Simon Bainbridge

1952 - 2021



The music of Simon Bainbridge is noted for its fine balance of innovation and craftsmanship, qualities which have earned the composer the Grawemeyer Award and the inaugural British Composer Award for Inspiration.

Audacious in outlook yet subtle in delivery, a typical piece will begin life as philosophical proposal whose solution is to be arrived at through music, experimenting with musical form and often engaging with the physical space in which it is performed.

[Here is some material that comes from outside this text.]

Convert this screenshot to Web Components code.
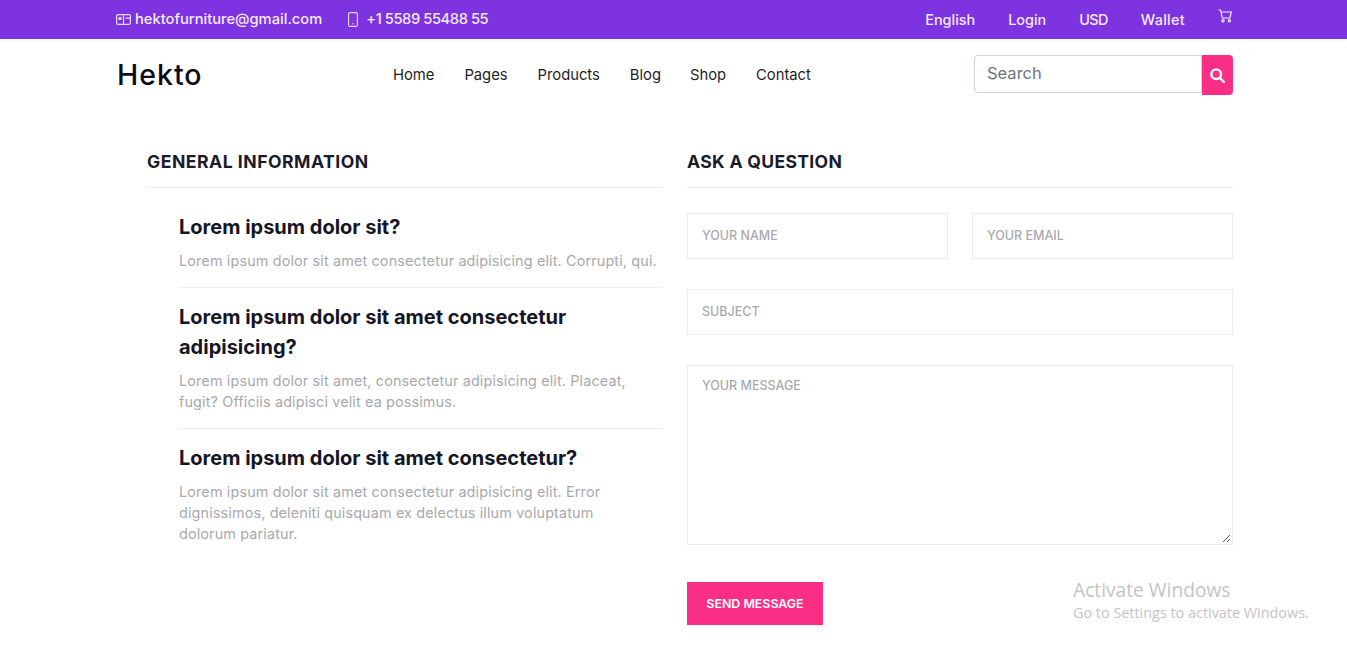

Whilst always seeking to break new ground, many of Bainbridge’s works simultaneously acknowledge the influence of musical forebears, among them Hildegard von Bingen, Gustav Mahler and Miles Davis.

Critical Acclaim
...a dynamic balance between classicism and disruption, between sheer aural pleasure and a driving life-force. - Tamara Bernstein, Toronto Star [on Scherzi]

...some of the most ambitious and daring British works of recent times. - Matthew Rye, The Telegraph

What always makes this composer’s works so rewarding is the clarity of texture, the purposefulness of direction.... There’s not a hint of intellectual showing-off, just an inexorable sense of logic enhanced by unabashed lyricism. - Annette Morreau, The Independent [on Landscape and Memory]

The music moves with infinite subtlety from unadulterated plainchant to electronic fantasy; as if the past is leaking through the pores of the present…there was a numinous thrill in this music. - Tom Service, The Guardian [on Chant]

The effect was mesmerising, creating a timeless sculptural structure, at one level static, at another flowing. - Stephen Pettitt, The Financial Times [on Chant]


Simon Bainbridge (1952-2021) was born in London. He studied composition with John Lambert at the Royal College of Music and with Gunther Schuller at Tanglewood. The success of Bainbridge’s Spirogyra at the 1971 Aldeburgh Festival led to a string quartet being written for the legendary Yale Quartet, commissioned by André Previn for the 1972 South Bank Summer Music Festival.

A series of large scale works followed during the 1980s and 90s, including Fantasia for Double Orchestra (1983), Double Concerto (1990), Toccata for Orchestra (1992), the horn concerto Landscape and Memory (1995) and Three Pieces for Orchestra (1998). In 1997 Bainbridge won the Grawemeyer Award for Ad Ora Incerta (1994), an orchestral song cycle for mezzo soprano and bassoon on poems by Primo Levi. The composer returned to the writer’s work in 1996 in his Four Primo Levi Settings composed for the Nash Ensemble. Both works have been recorded by NMC Records.

Chant, a re-working of Hildegard of Bingen for 12 amplified voices and orchestra, was given its premiere in York Minster by the BBC Singers and BBC Philharmonic in 1999. In celebration of its seventieth anniversary in 2000, the BBC Symphony Orchestra commissioned Scherzi. The piece was subsequently performed at the Last Night of the BBC Proms in 2005 and by the Toronto Symphony Orchestra in 2007, conducted by Oliver Knussen. Voiles (2002), for solo bassoon and 12 strings, was commissioned by Radio France for soloist Pascal Gallois, and performed by him in France and the UK. Orpheus, a short song setting the poetry of WH Auden, was premiered at the 2006 Aldeburgh Festival.

In 2007 the BBC Symphony Orchestra conducted by David Robertson gave the first performance of Diptych, a thirty-minute work described by the Independent as "music that fascinates by its quietly mutating colours and almost heroic restraint”. Later that year, Bainbridge completed Music Space Reflection, a work for 28 players inspired by and intended to be performed inside buildings designed by architect Daniel Libeskind. Following its premiere at the Imperial War Museum in Manchester the piece was performed in Copenhagen, London and Toronto.

Bainbridge composed works for the US-based Gramercy Trio (Piano Trio), the Hilliard Ensemble (Tenebrae) and for the thirtieth anniversary of the Endymion Ensemble (Two Trios). In 2012, his dramatic evocation of Hieronymous Bosch’s The Garden of Earthly Delights for soloists, chorus and orchestra, was premiered at the BBC Proms.

In addition to his compositional career, Simon Bainbridge was a highly respected teacher. He was Head of Composition at the Royal Academy of Music from 1999-2007. He received a Professorship from the University of London in 2001 and was made an Honorary Member of the Royal Academy of Music in 2002. He taught and lectured at the Juilliard School in New York, the Boston Conservatory of Music, Yale University and the New England Conservatory of Music. In 2009, he held a residency at Yonsei University in Seoul, South Korea. In 2016 he was awarded the first-ever British Composer Award for Inspiration, in recognition of his tireless work in education.